SIXTH SUNDAY IN ORDINARY TIME, CYCLE B
- First Reading (Leviticus 13:1-2, 44-46), we are presented with the terrible existence of leprosy sufferers in Old Testament Judaism. The priest declared the leper unclean, who had to live in isolation outside the camp.
- The Responsorial Psalm (Psalm 31) shows us a merciful God who erases our faults. Just as the leper confesses his illness, we too must acknowledge our faults and turn to the Lord for forgiveness.
- Second Reading (1 Corinthians 10:31-11:1), Paul exhorts us to follow Christ’s example. By following his Christian standards, we can reflect God’s compassion and mercy in our daily lives.
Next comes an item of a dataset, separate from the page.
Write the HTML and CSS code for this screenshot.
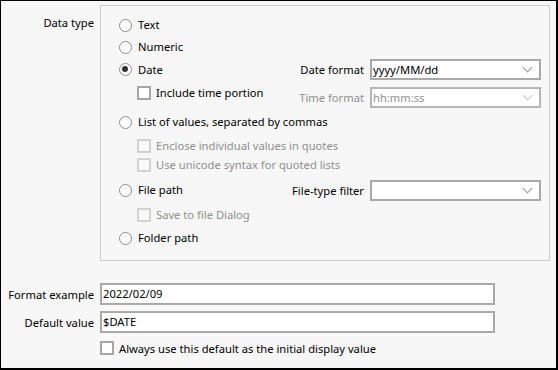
FILE: index.html
```html
<!DOCTYPE html>
<html>
<head>
<meta charset="utf-8">
<link rel="stylesheet" href="styles.css">
</head>
<body>
<div class="frame">
  <div class="top">
    <div class="side-label">Data type</div>
    <div class="panel">
      <div class="row r-text">
        <span class="opt"><span class="radio"></span>Text</span>
      </div>
      <div class="row r-num">
        <span class="opt"><span class="radio"></span>Numeric</span>
      </div>
      <div class="row r-date">
        <span class="opt"><span class="radio checked"></span>Date</span>
        <div class="field">
          <span class="flabel">Date format</span>
          <div class="combo"><span class="val">yyyy/MM/dd</span><span class="chev"></span></div>
        </div>
      </div>
      <div class="row r-incl">
        <span class="opt sub"><span class="check"></span>Include time portion</span>
        <div class="field f-time disabled">
          <span class="flabel">Time format</span>
          <div class="combo"><span class="val">hh:mm:ss</span><span class="chev"></span></div>
        </div>
      </div>
      <div class="row r-list">
        <span class="opt"><span class="radio"></span>List of values, separated by commas</span>
      </div>
      <div class="row r-enc">
        <span class="opt sub disabled"><span class="check"></span>Enclose individual values in quotes</span>
      </div>
      <div class="row r-uni">
        <span class="opt sub disabled"><span class="check"></span>Use unicode syntax for quoted lists</span>
      </div>
      <div class="row r-file">
        <span class="opt"><span class="radio"></span>File path</span>
        <div class="field">
          <span class="flabel">File-type filter</span>
          <div class="combo"><span class="val"></span><span class="chev"></span></div>
        </div>
      </div>
      <div class="row r-save">
        <span class="opt sub disabled"><span class="check"></span>Save to file Dialog</span>
      </div>
      <div class="row r-fold">
        <span class="opt"><span class="radio"></span>Folder path</span>
      </div>
    </div>
  </div>
  <div class="bottom">
    <div class="frow">
      <span class="blabel">Format example</span>
      <div class="input">2022/02/09</div>
    </div>
    <div class="frow">
      <span class="blabel">Default value</span>
      <div class="input">$DATE</div>
    </div>
    <div class="crow">
      <span class="check"></span>Always use this default as the initial display value
    </div>
  </div>
</div>
</body>
</html>
```

FILE: styles.css
```css
* { box-sizing: border-box; }
html, body { margin: 0; padding: 0; background: #f7f7f7; }
body {
  font-family: "Noto Sans", "Open Sans", sans-serif;
  font-size: 11.2px;
  color: #000;
}
.frame {
  width: 558px;
  height: 370px;
  background: #f7f7f7;
  border-style: solid;
  border-color: #000;
  border-width: 1px 2px 2px 1px;
  padding: 4px 6px 0 0;
}
.top {
  display: flex;
  align-items: flex-start;
}
.side-label {
  width: 99px;
  padding-right: 6px;
  text-align: right;
  margin-top: 9px;
  line-height: 18px;
}
.panel {
  width: 450px;
  height: 256px;
  border: 1px solid #cccccc;
  padding: 8px 8px 0 18px;
}
.row {
  display: flex;
  align-items: center;
}
.r-text, .r-num { height: 22px; }
.r-date { height: 23px; }
.r-incl { height: 27px; align-items: flex-start; }
.r-incl .opt { margin-top: 3px; }
.r-incl .field { margin-top: 6px; }
.r-list { height: 28px; }
.r-enc { height: 19px; }
.r-uni { height: 20px; }
.r-file { height: 30px; }
.r-save { height: 20px; }
.r-fold { height: 26px; }

.opt {
  display: flex;
  align-items: center;
  height: 18px;
  line-height: 18px;
  white-space: nowrap;
}
.opt.sub { margin-left: 18px; }
.disabled { color: #8f8f8f; }

.radio {
  width: 13px;
  height: 13px;
  border-radius: 50%;
  border: 1.6px solid #8e8e8e;
  background: #fff;
  margin-right: 6px;
  position: relative;
  flex: none;
}
.radio.checked::after {
  content: "";
  position: absolute;
  left: 2px;
  top: 2px;
  width: 6px;
  height: 6px;
  border-radius: 50%;
  background: #333;
}
.check {
  width: 14px;
  height: 14px;
  border: 2px solid #a6a6a6;
  background: #fff;
  margin-right: 5px;
  flex: none;
}
.disabled .check {
  border-color: #d2d2d2;
  background: #f9f9f9;
}

.field {
  margin-left: auto;
  display: flex;
  align-items: center;
}
.flabel {
  margin-right: 6px;
  white-space: nowrap;
}
.combo {
  width: 171px;
  height: 21px;
  border: 2px solid #a9a9a9;
  background: #fff;
  display: flex;
  align-items: center;
  padding-left: 1px;
}
.combo .val { flex: 1; line-height: 17px; }
.field.disabled .combo { border-color: #b6b6b6; }
.chev {
  width: 7px;
  height: 7px;
  border-right: 1px solid #9a9a9a;
  border-bottom: 1px solid #9a9a9a;
  transform: rotate(45deg);
  margin: -4px 8px 0 0;
}
.field.disabled .chev { border-color: #c4c4c4; }

.bottom {
  margin-top: 22px;
}
.frow {
  display: flex;
  align-items: center;
  margin-bottom: 6px;
}
.blabel {
  width: 99px;
  padding-right: 6px;
  text-align: right;
  white-space: nowrap;
}
.input {
  width: 395px;
  height: 22px;
  border: 2px solid #a9a9a9;
  background: #fff;
  padding-left: 1px;
  line-height: 18px;
}
.crow {
  display: flex;
  align-items: center;
  padding-left: 99px;
  margin-top: 1px;
  height: 18px;
}
```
- Gospel according to St. Mark (1:40-45). In this passage, Jesus encounters a leper who comes to him in humility and supplication, «Lord, if you are willing, you can make me clean.» Jesus’ response is moving: «I will, be cleansed» and integrates him back into the life of his people.
A new day begins and we wake up at dawn to listen and contemplate, both attitudes are fundamental to approach God and his will. Listening implies being attentive, receptive and willing to obey. Contemplating implies admiring, thanking and praising. Both attitudes help us to enter into communion with God and with others.
Listening.
The Gospel recounts the last passage of chapter 1 of the Gospel according to Mark in verses 40-45 entitled «The Healing of a Leper». I invite you to break down the text which will allow us to become part of the scene, to imagine, to listen and to involve the rest of the senses. We find Jesus on the outskirts of a village (Mk 1:40), he meets a leper who asks to be healed if it is his will (Mk 1:40b), Jesus expresses his desire to see him healed (Mk 1:41), he sends him to fulfill the prescriptions of Moses so that his health may be established (Mk 1:44) and people come to him from everywhere (Mk 1:45).
Contemplate.
In the reflection of this passage the context is important. According to Jewish law, the priest was the one who could declare a person impure, who from that moment on was excluded from the social and religious life of his people, having to go to live on the outskirts of the town among other sick and possessed people. In this context we place a leprous man who approaches Jesus carrying in himself the marginalization, the exclusion, the repudiation, the unworthiness, the worry of being even rejected by God and with the weakness of the one who has banished from himself every reason to live, he puts himself in Jesus’ hands without demands «If you want, you can cleanse me».
Jesus had compassion (Mk 1:41a), he approaches him, he does not remain indifferent, he allows himself to be involved and wounded by the pain, by the sickness of the one he meets on the road; he touches him with his hand (Mk 1:41b), he does not turn back, his goal is the man, to heal his wounds; and says to him (Mk 1:41c) «I will, be cleansed», words that reintegrated him not only to the social but also to the religious life of his community, so Jesus sends him (Mk 1:44b) as established by the Law, go and present yourself before the priest so that it may be recorded before all that you are now cleansed of your sickness.
The passage continues Mk1, 45b and says that Jesus stayed in the outskirts because he could no longer enter freely into the villages, a significant fact that brings us closer to the essence of God for whom borders do not exist, Jesus remains in this theological place thus fracturing the differences of the old law that separated the cursed from the blessed. There he received the sick from many places, so this place must become for everyone a call to personal and pastoral conversion, and for this let us not be afraid to go to the peripheries of the other worlds and our own, where we are all one with the Father, the Son and the Spirit. There where we are all Church in going out, Church on the way.
Invitation.
The Lord is waiting for you in the peripheries where you learn to look at life in many colors, where life hurts, where there are only equals and where you can feel your vulnerability, discover your own despair, bare your heart, not be an appearance, be reconciled with yourself, with others, build bridges, give and receive mercy.
To approach the personal and pastoral conversion implicit in this biblical passage, it is important to give answers to these questions:
- Who are the lepers of today?
- Do you have any leprosy that prevents you from living in fraternity, reconciled and hopeful? Today you can ask Jesus to be cleansed.
- What are the peripheries where you can meet the Lord?
Intention.
In the contemplated context we ask the Lord to see him in order to know him internally, to love him, to accept his will and to refresh the memory of our own salvation history.